“Sorry, that was a dumb thing to say.”

I just shrug as I look over at her. “Let’s not talk about him.”

“Okay. But fuck that was awkward.”

I glare over at her again; this time, it’s less of a joke.

She successfully steers the conversation away from what just happened, and we go the rest of the appointment without mentioning Sam. When we finish, we’re walked back to the locker room to change out of our robes.

My mind wanders back to Sam and the night we spent together. He looked really good today, and now all I can think about is the feel of his soft lips in my skin. My nipples harden, and I shake the thoughts away.

You’re being stupid, Lou. He doesn’t want you, so stop wanting him.

I try, but I can’t.

Band I are at the club about to meet up with some friends. The music is too loud, just like last time, but I don’t care as much because I don’t plan on taking anyone home. I want to go into 25 with just myself and me.

When we got back from the spa earlier, B and I ordered my favorite takeout and ate while we got ready.

I chose to wear a tight-fitting black dress that is twisted between the breasts to look like a bow with a slit under to expose my sternum. The straps are thin, and the bottom only comes down to my upper thigh. My hair is slicked up into a low bun, and I chose black stilettos to go with the dress.

I have to admit, I look pretty hot.

Our friends arrive, and we all head to the bar to get drinks. B begged me to wear an “it’s my birthday” sash so I could get free drinks, but I refused. So, I will be paying forall my drinks tonight, which is worth not having to wear that damn thing.

I order my new regular, which is a Malibu Diet. I’ve learned that the lower alcohol percentage allows me to pace myself better. But that strategy only works if people aren’t buying you shots all night long, which is exactly what our friends are doing.

First, Evie bought me a lemon drop shot, then Liam bought me a tequila shot, and not long after, B bought me a couple shots of fireball. All of this is an absolute recipe for disaster, but you can’t say no when someone buys you a shot on your birthday.

I’m feeling pretty tipsy right now, so I drag B and Iris out to the dance floor. The lights are flashing, and the bass is vibrating the floor. B grabs my hands, and we spin in a circle, singing along to the song that’s playing. I only know half the words, but I’m at that point in the night where I’m really good at making up the other lyrics, or at least I think I am.

The song changes, and it’s the kind of song you want to bend over and shake your ass to, so that’s exactly what we do. My hair is falling out of its bun, so I get rid of it and shake it out. I’m sandwiched in the middle of our grind train, and in this moment, it’s hard to believe that less than a week ago, I tried to give up on it all.

A few songs later, B yells in my ear that she has to go to the bathroom, so Iris and I follow her there. As we’re waiting in line, all I can think about is the last time I was here and how that night ended.

I think about how the last nine months of my life have played out. How many new people I’ve met. The things I’ve done that I have either never done or hadn’t done for a longtime. I’m trying not to think about the bad, so I focus on the good.

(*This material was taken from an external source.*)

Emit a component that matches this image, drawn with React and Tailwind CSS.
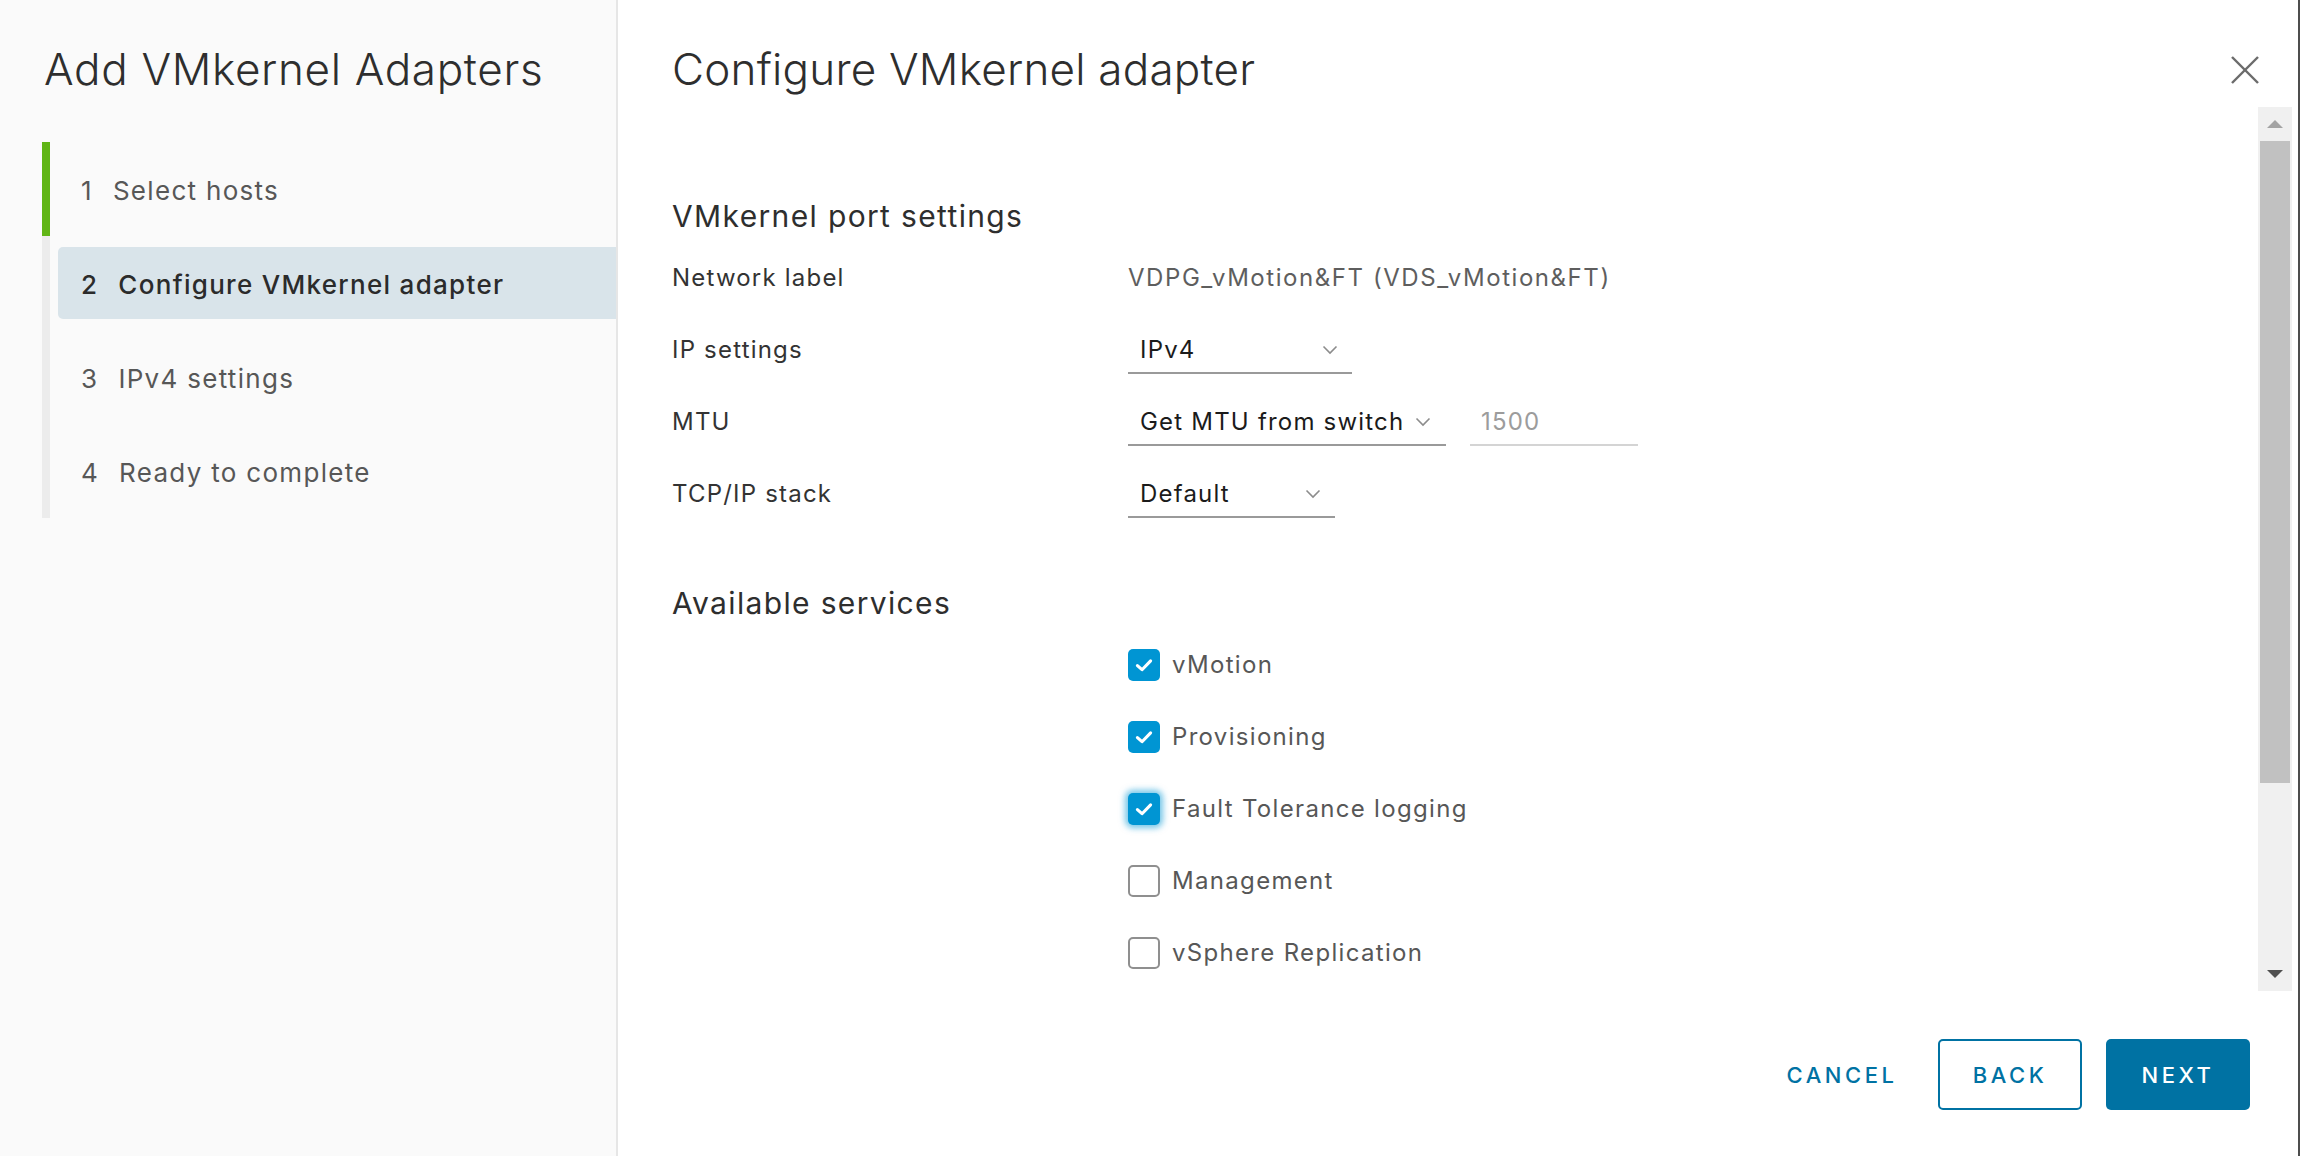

I think about my favorite moments. Then Sam pops in my head.

I think about running into him today and how my body reacted to seeing him. It was a tornado of conflicting emotions: anger, excitement, sadness, desire, discomfort, and curiosity. As the line slowly moves forward, he’s all I can think about.

SAM

I’m sitting on my couch watching a documentary about serial killers. I don’t know why I watch this stuff so late at night; I’ll be the first to admit that it gives me the creeps. But my curiosity always gets the best of me, and I can’t stop watching.

I jump when my phone starts ringing. I must have accidentally turned the sound on because it’s usually on vibrate.

After getting that phone call about Jacob, anxiety takes over whenever I get an unexpected call. It draws up all these negative and fearful emotions from deep inside me, where I shoved them down long ago.

But I have been going to therapy, and I’m slowly starting to work through some of the demons that haunt me.

I dig for my phone in the blanket draped over my legs for a while before it falls on the floor. I pick it up, and I’m shocked by the name on the screen.

It’s Lou.

I was really taken aback by seeing her today. I’ve been thinking about her a lot since I saw B at Daniel’s Prideparty, but I always shut down any thoughts of contacting her.

Being that close to her was such a tease. I wanted so badly to hug her and take in her scent that I still have memorized, but not only were we physically separated by a table, time and my actions have separated us emotionally.